The quick-stop attendants' eyes follow us the second we enter the store. They're safely sequestered behind assault-proof partitions. There are numerous other men in the store whose dress and demeanor uniformly say that they are oil workers. The parking lot is full of trucks. We find it ironic that in Dickinson, in the midst of oil-boom country, we pay the most for gasoline of anywhere on our trip cross-country.

A local newspaper speaks of oil companies buying up local housing, booting out the native inhabitants, and using it for their workers. I've read about the massive increases in crime in North Dakota towns affected by the oil boom, particularly sexual assaults and theft. The same chain motels and fast-food joints sprout up along highway exit ramps like fungi on hard rocks. The natives seem divided by the money flowing in and the radical effect on their way of life and culture.

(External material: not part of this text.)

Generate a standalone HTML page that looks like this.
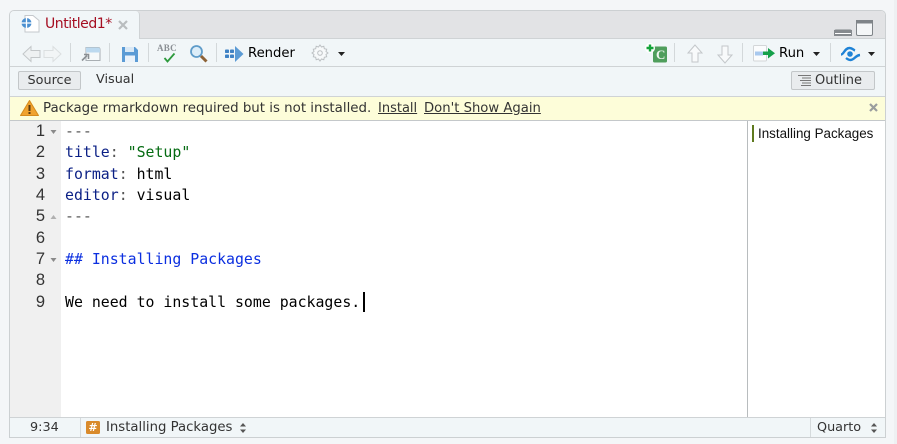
<!DOCTYPE html>
<html><head><meta charset="utf-8">
<style>
html,body{margin:0;padding:0;width:897px;height:444px;overflow:hidden;background:#f4f6f8;}
.a{position:absolute;white-space:pre;}
.ui{font-family:"DejaVu Sans","Liberation Sans",sans-serif;font-size:13px;line-height:16px;color:#333;}
.m{font-family:"DejaVu Sans Mono","Liberation Mono",monospace;font-size:14.87px;line-height:21px;left:65px;color:#000;}
.n{font-family:"Liberation Sans",sans-serif;font-size:16.5px;line-height:21px;color:#333;width:45px;text-align:right;left:0;}
.sep{position:absolute;width:1px;height:19px;top:43px;background:#d3d8da;}
svg{position:absolute;overflow:visible;}
</style></head>
<body>
<!-- panel -->
<div class="a" style="left:9px;top:10px;width:875px;height:426px;border:1px solid #ccd0d2;border-radius:5px 5px 0 0;background:#fff;overflow:hidden;">
  <div class="a" style="left:0;top:0;width:875px;height:27px;background:#e2e3e5;border-bottom:1px solid #cfd3d5;"></div>
  <div class="a" style="left:0;top:0;width:129px;height:28px;background:#f1f6f8;border-right:1px solid #cfd3d5;border-radius:4px 4px 0 0;"></div>
  <div class="a" style="left:0;top:28px;width:875px;height:27px;background:#f1f6f8;border-bottom:1px solid #cfd3d5;"></div>
  <div class="a" style="left:0;top:56px;width:875px;height:29px;background:#f1f6f8;border-bottom:1px solid #cfd3d5;"></div>
  <div class="a" style="left:0;top:86px;width:875px;height:23px;background:#fdfdd9;border-bottom:1px solid #c4c8ca;"></div>
  <div class="a" style="left:0;top:110px;width:51px;height:296px;background:#f0f0f0;"></div>
  <div class="a" style="left:737px;top:110px;width:1px;height:296px;background:#b8bcbe;"></div>
  <div class="a" style="left:0;top:406px;width:875px;height:19px;background:#f1f6f8;border-top:1px solid #cfd3d5;"></div>
  <div class="a" style="left:70px;top:407px;width:1px;height:19px;background:#d5dadc;"></div>
  <div class="a" style="left:800px;top:407px;width:1px;height:19px;background:#d5dadc;"></div>
</div>

<!-- tab -->
<svg style="left:20px;top:14px" width="21" height="20" viewBox="0 0 21 20">
  <path d="M5 1.500h8l6 5v11.500h-14z" fill="#fff" stroke="#c4c8cc"/>
  <circle cx="6.500" cy="9" r="5" fill="#4a8fd0"/>
  <path d="M6.500 4v10M1.500 9h10" stroke="#fff" stroke-width="1.300"/>
</svg>
<div class="a" style="left:45px;top:16px;font:14px/17px 'DejaVu Sans',sans-serif;color:#a50e22;letter-spacing:-.45px;">Untitled1*</div>
<svg style="left:118px;top:20px" width="10" height="10"><path d="M1 1l8 8M9 1l-8 8" stroke="#b9bdbf" stroke-width="2.200"/></svg>

<!-- min/max -->
<svg style="left:833px;top:19px" width="42" height="18">
  <path d="M1.500 15.500v-3q0-1.500 1.500-1.500h14q1.500 0 1.500 1.500v3z" fill="#fff" stroke="#7f8488" stroke-width="1"/>
  <rect x="1" y="11" width="18" height="3" fill="#868a8e"/>
  <rect x="1" y="15" width="18" height="2" fill="#868a8e"/>
  <rect x="23.500" y="1.500" width="16" height="15" rx="1.500" fill="#f4f6f7" stroke="#7f8488"/>
  <rect x="23" y="1" width="17" height="3.500" fill="#7f8488"/>
</svg>

<!-- toolbar left -->
<svg style="left:22px;top:45px" width="40" height="18">
  <path d="M9 1.500L1 9l8 7.500v-4h9v-7h-9z" fill="#eef1f2" stroke="#c3c7c9"/>
  <path d="M31 1.500L39 9l-8 7.500v-4h-9v-7h9z" fill="#f2f5f6" stroke="#dbdfe0"/>
</svg>
<div class="sep" style="left:70px"></div>
<svg style="left:81px;top:46px" width="20" height="16">
  <path d="M5 1.500h12q2 0 2 2v11h-14z" fill="#f6f9fa" stroke="#a9afb3"/>
  <path d="M5 1.500h12q2 0 2 2v3h-14z" fill="#bcd9ef"/>
  <path d="M1 14.500l5-5M3 8.500h4.500v4.500" fill="none" stroke="#8b9094" stroke-width="1.600"/>
</svg>
<div class="sep" style="left:109px"></div>
<svg style="left:121px;top:46px" width="18" height="17">
  <path d="M1 1h13l3 3v12h-16z" fill="#5b9bd5"/>
  <rect x="4" y="1" width="9" height="5" fill="#d9e8f5"/>
  <rect x="4" y="9.500" width="10" height="6.500" fill="#eaf2fa"/>
</svg>
<div class="sep" style="left:148px"></div>
<div class="a" style="left:157px;top:43px;font:bold 9px/11px 'Liberation Serif',serif;color:#8a8f94;letter-spacing:.3px;">ABC</div>
<svg style="left:163px;top:53px" width="13" height="10"><path d="M1.500 5l3 3.500 7-8" fill="none" stroke="#2d9a3d" stroke-width="1.800"/></svg>
<svg style="left:189px;top:44px" width="19" height="19">
  <circle cx="7.500" cy="7.500" r="5.500" fill="#dcedf8" stroke="#5f9cc9" stroke-width="1.800"/>
  <path d="M12 12l5.500 5.500" stroke="#8d6236" stroke-width="3"/>
</svg>
<div class="sep" style="left:216px"></div>
<svg style="left:225px;top:46px" width="19" height="16">
  <rect x="0" y="3.500" width="4" height="3.500" rx=".8" fill="#3f82c4"/>
  <rect x="0" y="8.500" width="4" height="3.500" rx=".8" fill="#3f82c4"/>
  <rect x="5" y="3.500" width="4" height="3.500" rx=".8" fill="#3f82c4"/>
  <rect x="5" y="8.500" width="4" height="3.500" rx=".8" fill="#3f82c4"/>
  <path d="M10 3.500v-3.500l8.500 8-8.500 8v-3.500z" fill="#5b9bd5"/>
</svg>
<div class="a ui" style="left:248px;top:46px;color:#000;font-size:13.200px;">Render</div>
<svg style="left:311px;top:44px" width="18" height="18">
  <path d="M9 1.500l1.500 2 2.300-.7.500 2.400 2.400.5-.7 2.300 2 1.500-2 1.500.7 2.300-2.400.5-.5 2.400-2.300-.7-1.500 2-1.500-2-2.300.7-.5-2.400-2.400-.5.7-2.300-2-1.500 2-1.500-.7-2.300 2.400-.5.500-2.400 2.300.7z" transform="translate(0 -.5)" fill="#f7f9fa" stroke="#bcc0c3"/>
  <circle cx="9" cy="9" r="2.300" fill="none" stroke="#bcc0c3"/>
</svg>
<svg style="left:338px;top:52px" width="7" height="5"><path d="M0 0h7l-3.500 4z" fill="#222"/></svg>

<!-- toolbar right -->
<svg style="left:644px;top:43px" width="24" height="20">
  <rect x="9" y="3.500" width="14" height="16" rx="1.500" fill="#4f9e5c"/>
  <circle cx="6" cy="5" r="5" fill="#fff"/>
  <path d="M6 1.500v7M2.500 5h7" stroke="#14a33a" stroke-width="2.400"/>
</svg>
<div class="a" style="left:656px;top:47px;font:bold 13px/15px 'Liberation Serif',serif;color:#eef6ef;">C</div>
<div class="sep" style="left:674px"></div>
<svg style="left:687px;top:44px" width="16" height="19"><path d="M8 1L1 9h4v9h6v-9h4z" fill="#f8fafb" stroke="#c3c7ca"/></svg>
<svg style="left:717px;top:45px" width="16" height="19"><path d="M8 18L1 10h4v-9h6v9h4z" fill="#f8fafb" stroke="#c3c7ca"/></svg>
<div class="sep" style="left:742px"></div>
<svg style="left:753px;top:45px" width="23" height="17">
  <rect x=".5" y=".5" width="13" height="15.500" rx="1" fill="#fbfcfd" stroke="#d3d6d8"/>
  <rect x="2" y="6.500" width="8" height="4" fill="#a9c9ee"/>
  <path d="M10 6.500h5v-3.500l7 5.300-7 5.200v-3.500h-5z" fill="#14a04a"/>
</svg>
<div class="a ui" style="left:779px;top:46px;color:#000;font-size:13.200px;">Run</div>
<svg style="left:813px;top:52px" width="7" height="5"><path d="M0 0h7l-3.500 4z" fill="#222"/></svg>
<div class="sep" style="left:830px"></div>
<svg style="left:840px;top:45px" width="21" height="17">
  <path d="M1 9.500c3 0 3.500-6.500 8.500-6.500 3 0 4 2 5.500 2.500" fill="none" stroke="#1f83d6" stroke-width="2.400"/>
  <path d="M6 13c1.500 1.200 2.500 2 4.500 2 4 0 4.500-4.500 9.500-5" fill="none" stroke="#1f83d6" stroke-width="2.400"/>
  <circle cx="10" cy="9" r="2.800" fill="#1f83d6"/>
</svg>
<svg style="left:868px;top:52px" width="7" height="5"><path d="M0 0h7l-3.500 4z" fill="#222"/></svg>

<!-- source row -->
<div class="a ui" style="left:18px;top:71px;width:63px;height:19px;box-sizing:border-box;background:#e9ecee;border:1px solid #c3c7c9;border-radius:2px;text-align:center;line-height:17px;font-size:12.800px;">Source</div>
<div class="a ui" style="left:96px;top:72px;font-size:12.800px;">Visual</div>
<div class="a ui" style="left:791px;top:71px;width:84px;height:19px;box-sizing:border-box;background:#e9ecee;border:1px solid #c3c7c9;border-radius:2px;line-height:17px;font-size:13px;padding-left:23px;">Outline</div>
<svg style="left:797px;top:75px" width="15" height="12"><path d="M1 .5h13M5 3h9M3 5.500h11M5 8h9M4 10.500h10" stroke="#777" stroke-width="1"/></svg>

<!-- warning -->
<svg style="left:20px;top:100px" width="19" height="16">
  <path d="M9.500 0.500L18.500 15.500H.5z" fill="#f0a22e" stroke="#d58a1c" stroke-linejoin="round"/>
  <rect x="8.500" y="5" width="2" height="6" fill="#5a3a10"/><rect x="8.500" y="12" width="2" height="2" fill="#5a3a10"/>
</svg>
<div class="a ui" style="left:43px;top:101px;font-size:13.370px;">Package rmarkdown required but is not installed.</div>
<div class="a ui" style="left:378px;top:101px;font-size:13px;text-decoration:underline;">Install</div>
<div class="a ui" style="left:424px;top:101px;font-size:13.200px;text-decoration:underline;">Don't Show Again</div>
<svg style="left:869px;top:103px" width="9" height="9"><path d="M1 1l7 7M8 1l-7 7" stroke="#9a9d9e" stroke-width="2.200"/></svg>

<!-- gutter -->
<div class="a n" style="top:121px">1</div>
<div class="a n" style="top:142px">2</div>
<div class="a n" style="top:163.500px">3</div>
<div class="a n" style="top:185px">4</div>
<div class="a n" style="top:206px">5</div>
<div class="a n" style="top:227.500px">6</div>
<div class="a n" style="top:249px">7</div>
<div class="a n" style="top:270px">8</div>
<div class="a n" style="top:291.500px">9</div>
<svg style="left:50px;top:130px" width="7" height="5"><path d="M.5 0h6l-3 4z" fill="#8a8a8a"/></svg>
<svg style="left:50px;top:215px" width="7" height="5"><path d="M.5 4h6l-3-4z" fill="#b0b0b0"/></svg>
<svg style="left:50px;top:258px" width="7" height="5"><path d="M.5 0h6l-3 4z" fill="#8a8a8a"/></svg>

<!-- code -->
<div class="a m" style="top:121px;color:#555;">---</div>
<div class="a m" style="top:142px;"><span style="color:#0a1f85">title</span><span style="color:#555">:</span> <span style="color:#056b12">"Setup"</span></div>
<div class="a m" style="top:163.500px;"><span style="color:#0a1f85">format</span><span style="color:#555">:</span> html</div>
<div class="a m" style="top:185px;"><span style="color:#0a1f85">editor</span><span style="color:#555">:</span> visual</div>
<div class="a m" style="top:206px;color:#555;">---</div>
<div class="a m" style="top:249px;color:#0b2fe0;">## Installing Packages</div>
<div class="a m" style="top:291.500px;">We need to install some packages.</div>
<div class="a" style="left:363px;top:292px;width:1.500px;height:20px;background:#000;"></div>

<!-- outline -->
<div class="a" style="left:752px;top:125px;width:2px;height:17px;background:#5f7a1e;"></div>
<div class="a" style="left:758px;top:125px;font:13.400px/17px 'Liberation Sans',sans-serif;color:#111;">Installing Packages</div>

<!-- status -->
<div class="a ui" style="left:30px;top:419px;font-size:12.800px;line-height:17px;">9:34</div>
<div class="a" style="left:86px;top:421px;width:14px;height:13px;background:#d98a2b;border-radius:1.500px;color:#fff;font:bold 11px/13px 'DejaVu Sans',sans-serif;text-align:center;">#</div>
<div class="a ui" style="left:106px;top:419px;font-size:13.250px;line-height:17px;">Installing Packages</div>
<svg style="left:240px;top:423px" width="6" height="10"><path d="M3 0l3 3.500H0zM3 10l3-3.500H0z" fill="#555"/></svg>
<div class="a ui" style="left:817px;top:419px;font-size:12.800px;line-height:17px;">Quarto</div>
<svg style="left:871px;top:423px" width="6" height="10"><path d="M3 0l3 3.500H0zM3 10l3-3.500H0z" fill="#555"/></svg>

<div class="a" style="left:894px;top:0;width:3px;height:444px;background:#eef0f2;"></div>
</body></html>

Boom or bust? You pick. Churchgoers or brawlers? Your choice. Mellow sound of meadowlark or flare of natural gas burning? You can't have both. That's the free market way! Boom and fly high, bust and let someone else deal with the devastation.

The approach to North Dakota's badlands was subtle. The rolling prairie keeps its secrets well. There were some odd-shaped hillocks hinting of the malleable land underneath the snow and grasses. The snow itself whispered of its slow, methodical sculpting of the land.

Then it opened up, like a giant hand had gotten a foothold on the landscape and dragged its fingers through the clay. Canyons and hills. Bands of color, red, black, and bluish. A river lined with cottonwoods snaking through the bottom lands.

The prairie's ghosts still watch and whisper, whether there be a teepee, bison herd, grain elevator, or fracking tower. Inevitably, they'll soon be joined by others.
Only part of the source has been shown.